[START]

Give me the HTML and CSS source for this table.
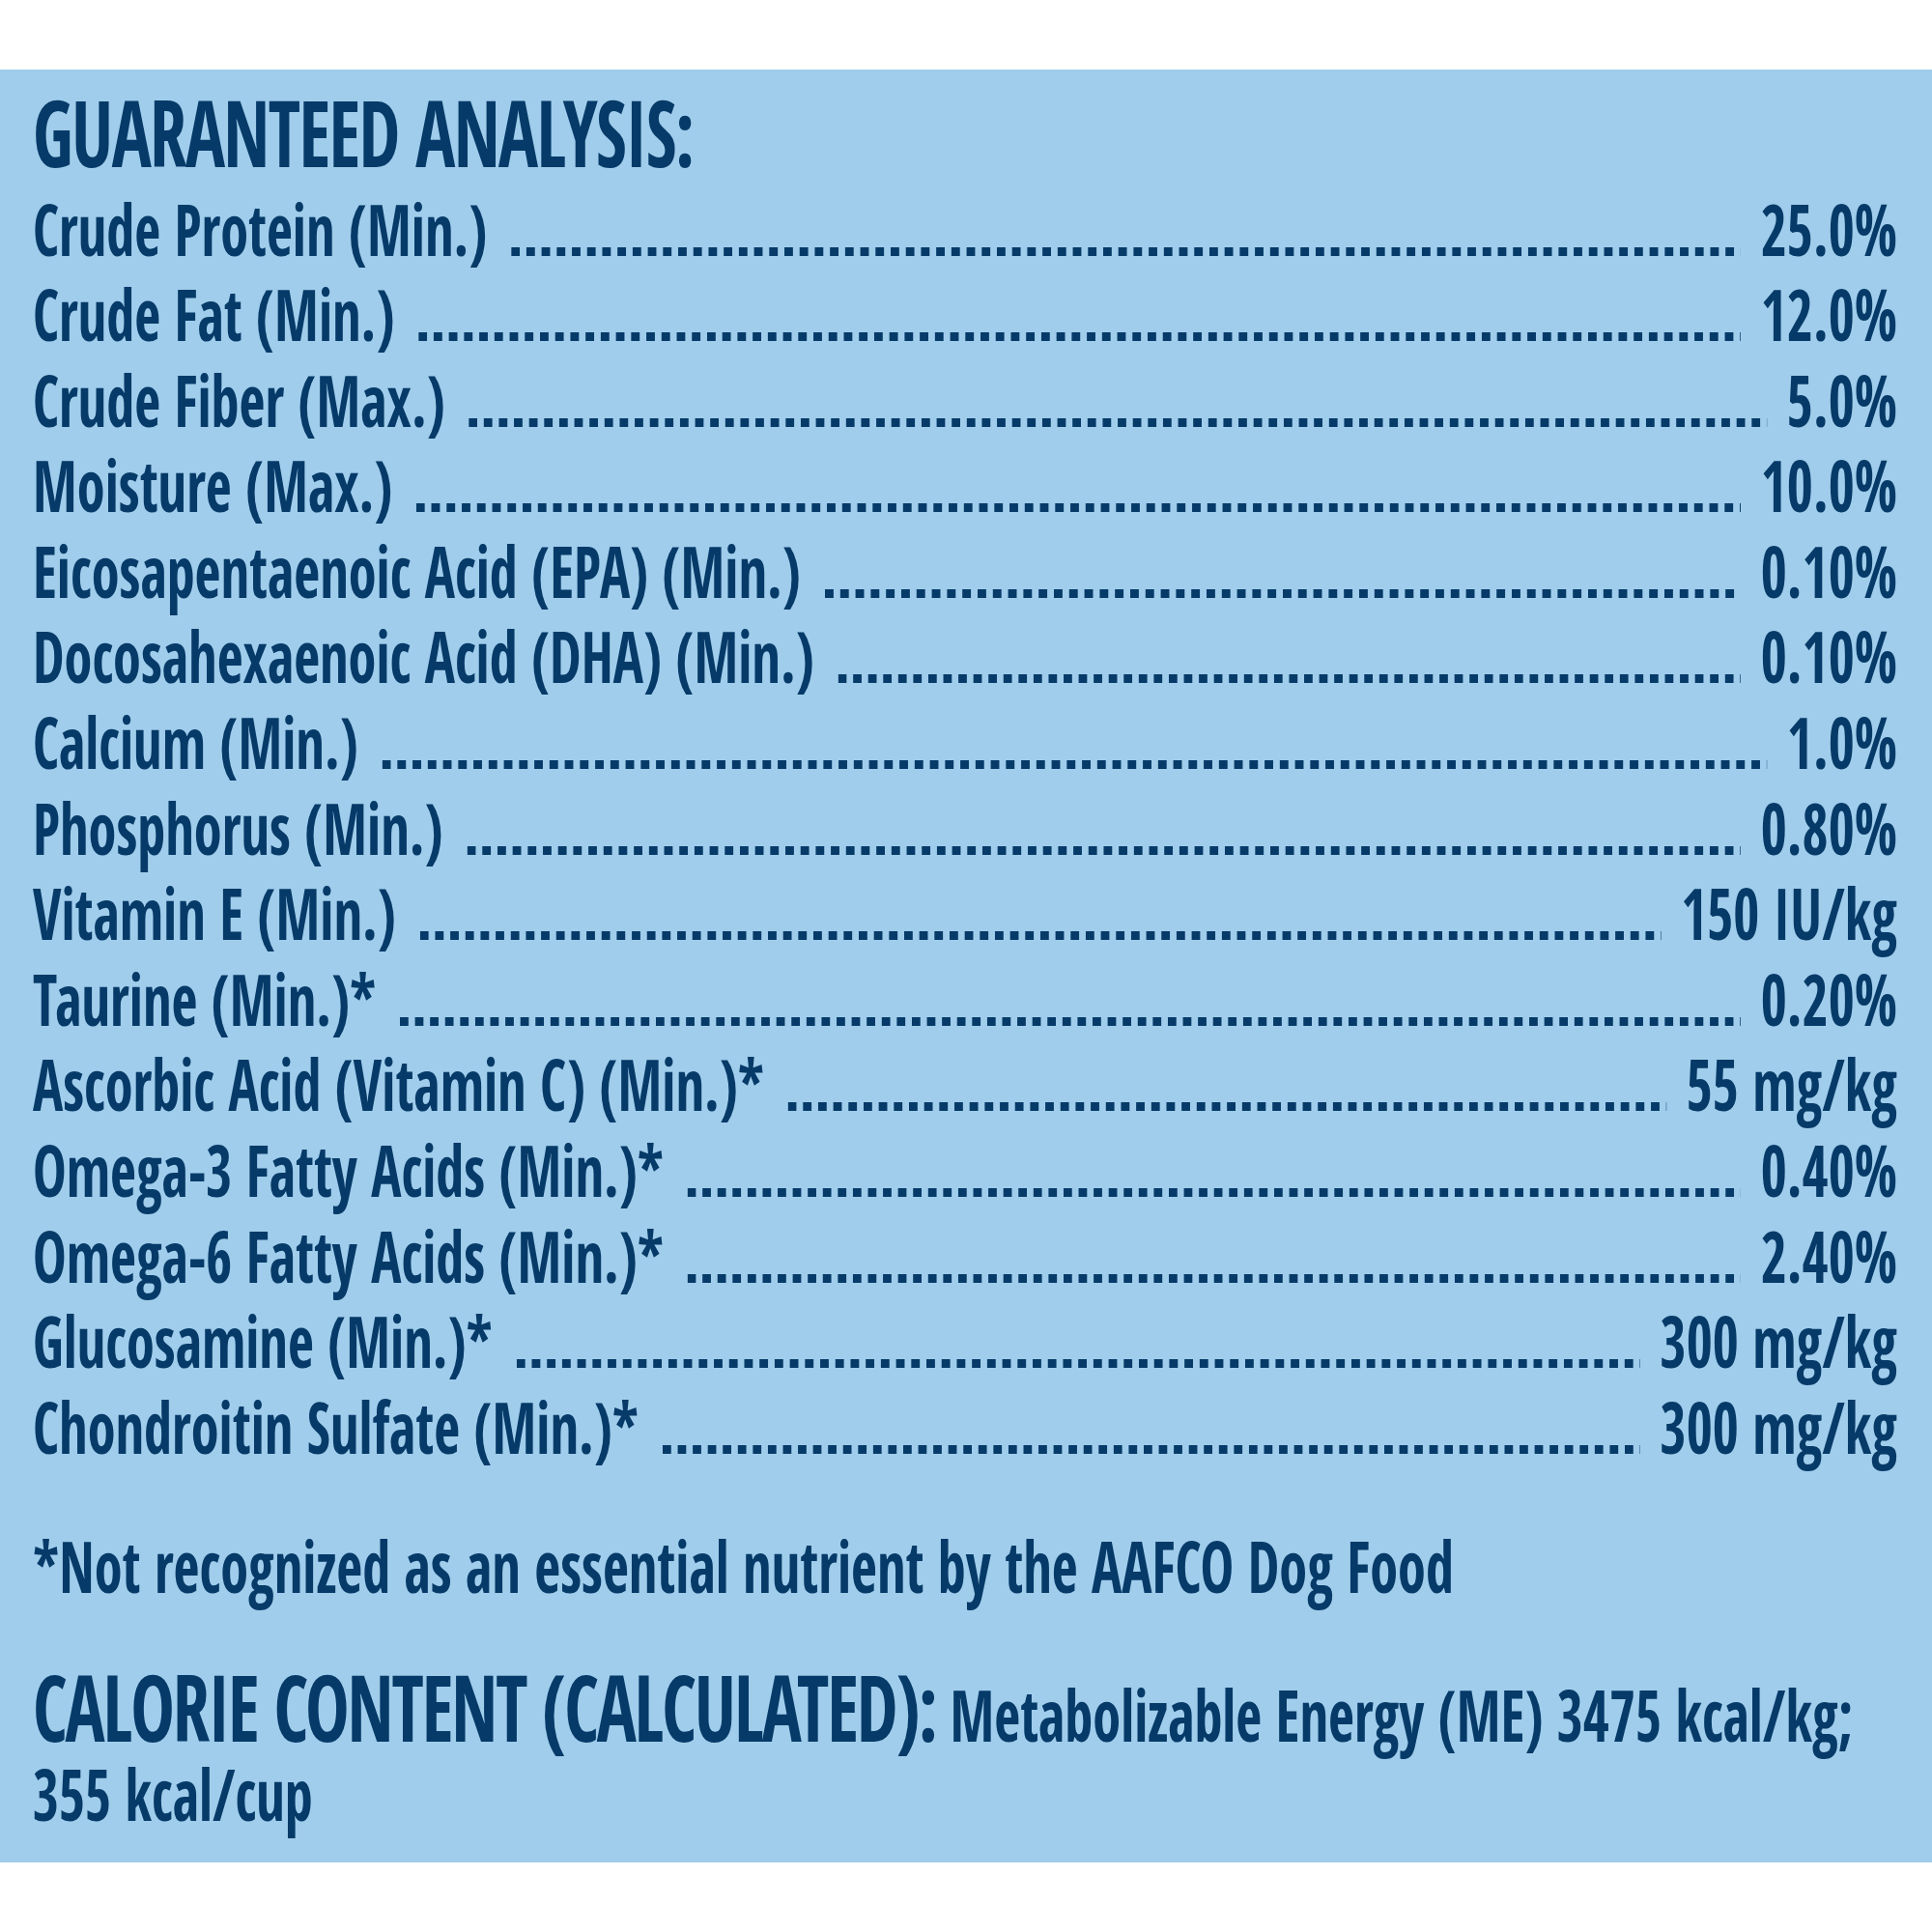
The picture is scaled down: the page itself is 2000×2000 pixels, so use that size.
FILE: index.html
```html
<!DOCTYPE html>
<html lang="en">
<head>
<meta charset="utf-8">
<title>Guaranteed Analysis</title>
<link rel="stylesheet" href="styles.css">
</head>
<body>
<section class="panel">
  <div class="content">
    <h1 class="title">GUARANTEED ANALYSIS:</h1>
    <ul class="rows">
      <li class="row"><span class="label">Crude Protein (Min.)</span><span class="dots"></span><span class="value">25.0%</span></li>
      <li class="row"><span class="label">Crude Fat (Min.)</span><span class="dots"></span><span class="value">12.0%</span></li>
      <li class="row"><span class="label">Crude Fiber (Max.)</span><span class="dots"></span><span class="value">5.0%</span></li>
      <li class="row"><span class="label">Moisture (Max.)</span><span class="dots"></span><span class="value">10.0%</span></li>
      <li class="row"><span class="label">Eicosapentaenoic Acid (EPA) (Min.)</span><span class="dots"></span><span class="value">0.10%</span></li>
      <li class="row"><span class="label">Docosahexaenoic Acid (DHA) (Min.)</span><span class="dots"></span><span class="value">0.10%</span></li>
      <li class="row"><span class="label">Calcium (Min.)</span><span class="dots"></span><span class="value">1.0%</span></li>
      <li class="row"><span class="label">Phosphorus (Min.)</span><span class="dots"></span><span class="value">0.80%</span></li>
      <li class="row"><span class="label">Vitamin E (Min.)</span><span class="dots"></span><span class="value">150 IU/kg</span></li>
      <li class="row"><span class="label">Taurine (Min.)*</span><span class="dots"></span><span class="value">0.20%</span></li>
      <li class="row"><span class="label">Ascorbic Acid (Vitamin C) (Min.)*</span><span class="dots"></span><span class="value">55 mg/kg</span></li>
      <li class="row"><span class="label">Omega-3 Fatty Acids (Min.)*</span><span class="dots"></span><span class="value">0.40%</span></li>
      <li class="row"><span class="label">Omega-6 Fatty Acids (Min.)*</span><span class="dots"></span><span class="value">2.40%</span></li>
      <li class="row"><span class="label">Glucosamine (Min.)*</span><span class="dots"></span><span class="value">300 mg/kg</span></li>
      <li class="row"><span class="label">Chondroitin Sulfate (Min.)*</span><span class="dots"></span><span class="value">300 mg/kg</span></li>
    </ul>
    <p class="note">*Not recognized as an essential nutrient by the AAFCO Dog Food</p>
    <p class="calorie"><span class="cal-title">CALORIE CONTENT (CALCULATED):</span> Metabolizable Energy (ME) 3475 kcal/kg;<br>355 kcal/cup</p>
  </div>
</section>
</body>
</html>
```
FILE: styles.css
```css
html, body {
  margin: 0;
  padding: 0;
  background: #ffffff;
}

.panel {
  margin-top: 72px;
  height: 1856px;
  box-sizing: border-box;
  padding: 14px 36px 0 34px;
  background: #a0cdeb;
  color: #063a68;
  font-family: "Open Sans Condensed", "Open Sans", "Roboto Condensed", sans-serif;
  font-stretch: 75%;
  font-weight: 700;
  overflow-x: clip;
}

/* the label face is narrower than any installed condensed face */
.content {
  width: 125%;
  transform: scaleX(0.8);
  transform-origin: 0 0;
}

.title {
  margin: 0 0 6.5px;
  font-size: 96px;
  line-height: 100px;
  font-weight: 700;
  letter-spacing: -2px;
  white-space: nowrap;
}

.rows {
  list-style: none;
  margin: 0;
  padding: 0;
}

.row {
  display: flex;
  align-items: baseline;
  font-size: 73px;
  line-height: 88.6px;
  white-space: nowrap;
}

.label {
  flex: none;
}

.value {
  flex: none;
}

.dots {
  flex: 1;
  height: 9px;
  margin: 0 26px 0 31px;
  background-image: linear-gradient(to right, #063a68 0, #063a68 11px, transparent 11px);
  background-size: 19.6px 9px;
  background-repeat: round no-repeat;
  background-position: left bottom;
}

.note {
  margin: 56px 0 0;
  font-size: 73px;
  line-height: 88.6px;
  white-space: nowrap;
}

.calorie {
  margin: 58.8px 0 0;
  font-size: 73px;
  line-height: 82px;
  white-space: nowrap;
}

.cal-title {
  font-size: 96px;
  letter-spacing: -2.6px;
}
```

[END]

> [Directions]: Take the listing above and print it exactly, apart from the pictures.

> [Worked answer]:
Give me the HTML and CSS source for this table.
The picture is scaled down: the page itself is 2000×2000 pixels, so use that size.
FILE: index.html
```html
<!DOCTYPE html>
<html lang="en">
<head>
<meta charset="utf-8">
<title>Guaranteed Analysis</title>
<link rel="stylesheet" href="styles.css">
</head>
<body>
<section class="panel">
  <div class="content">
    <h1 class="title">GUARANTEED ANALYSIS:</h1>
    <ul class="rows">
      <li class="row"><span class="label">Crude Protein (Min.)</span><span class="dots"></span><span class="value">25.0%</span></li>
      <li class="row"><span class="label">Crude Fat (Min.)</span><span class="dots"></span><span class="value">12.0%</span></li>
      <li class="row"><span class="label">Crude Fiber (Max.)</span><span class="dots"></span><span class="value">5.0%</span></li>
      <li class="row"><span class="label">Moisture (Max.)</span><span class="dots"></span><span class="value">10.0%</span></li>
      <li class="row"><span class="label">Eicosapentaenoic Acid (EPA) (Min.)</span><span class="dots"></span><span class="value">0.10%</span></li>
      <li class="row"><span class="label">Docosahexaenoic Acid (DHA) (Min.)</span><span class="dots"></span><span class="value">0.10%</span></li>
      <li class="row"><span class="label">Calcium (Min.)</span><span class="dots"></span><span class="value">1.0%</span></li>
      <li class="row"><span class="label">Phosphorus (Min.)</span><span class="dots"></span><span class="value">0.80%</span></li>
      <li class="row"><span class="label">Vitamin E (Min.)</span><span class="dots"></span><span class="value">150 IU/kg</span></li>
      <li class="row"><span class="label">Taurine (Min.)*</span><span class="dots"></span><span class="value">0.20%</span></li>
      <li class="row"><span class="label">Ascorbic Acid (Vitamin C) (Min.)*</span><span class="dots"></span><span class="value">55 mg/kg</span></li>
      <li class="row"><span class="label">Omega-3 Fatty Acids (Min.)*</span><span class="dots"></span><span class="value">0.40%</span></li>
      <li class="row"><span class="label">Omega-6 Fatty Acids (Min.)*</span><span class="dots"></span><span class="value">2.40%</span></li>
      <li class="row"><span class="label">Glucosamine (Min.)*</span><span class="dots"></span><span class="value">300 mg/kg</span></li>
      <li class="row"><span class="label">Chondroitin Sulfate (Min.)*</span><span class="dots"></span><span class="value">300 mg/kg</span></li>
    </ul>
    <p class="note">*Not recognized as an essential nutrient by the AAFCO Dog Food</p>
    <p class="calorie"><span class="cal-title">CALORIE CONTENT (CALCULATED):</span> Metabolizable Energy (ME) 3475 kcal/kg;<br>355 kcal/cup</p>
  </div>
</section>
</body>
</html>
```
FILE: styles.css
```css
html, body {
  margin: 0;
  padding: 0;
  background: #ffffff;
}

.panel {
  margin-top: 72px;
  height: 1856px;
  box-sizing: border-box;
  padding: 14px 36px 0 34px;
  background: #a0cdeb;
  color: #063a68;
  font-family: "Open Sans Condensed", "Open Sans", "Roboto Condensed", sans-serif;
  font-stretch: 75%;
  font-weight: 700;
  overflow-x: clip;
}

/* the label face is narrower than any installed condensed face */
.content {
  width: 125%;
  transform: scaleX(0.8);
  transform-origin: 0 0;
}

.title {
  margin: 0 0 6.5px;
  font-size: 96px;
  line-height: 100px;
  font-weight: 700;
  letter-spacing: -2px;
  white-space: nowrap;
}

.rows {
  list-style: none;
  margin: 0;
  padding: 0;
}

.row {
  display: flex;
  align-items: baseline;
  font-size: 73px;
  line-height: 88.6px;
  white-space: nowrap;
}

.label {
  flex: none;
}

.value {
  flex: none;
}

.dots {
  flex: 1;
  height: 9px;
  margin: 0 26px 0 31px;
  background-image: linear-gradient(to right, #063a68 0, #063a68 11px, transparent 11px);
  background-size: 19.6px 9px;
  background-repeat: round no-repeat;
  background-position: left bottom;
}

.note {
  margin: 56px 0 0;
  font-size: 73px;
  line-height: 88.6px;
  white-space: nowrap;
}

.calorie {
  margin: 58.8px 0 0;
  font-size: 73px;
  line-height: 82px;
  white-space: nowrap;
}

.cal-title {
  font-size: 96px;
  letter-spacing: -2.6px;
}
```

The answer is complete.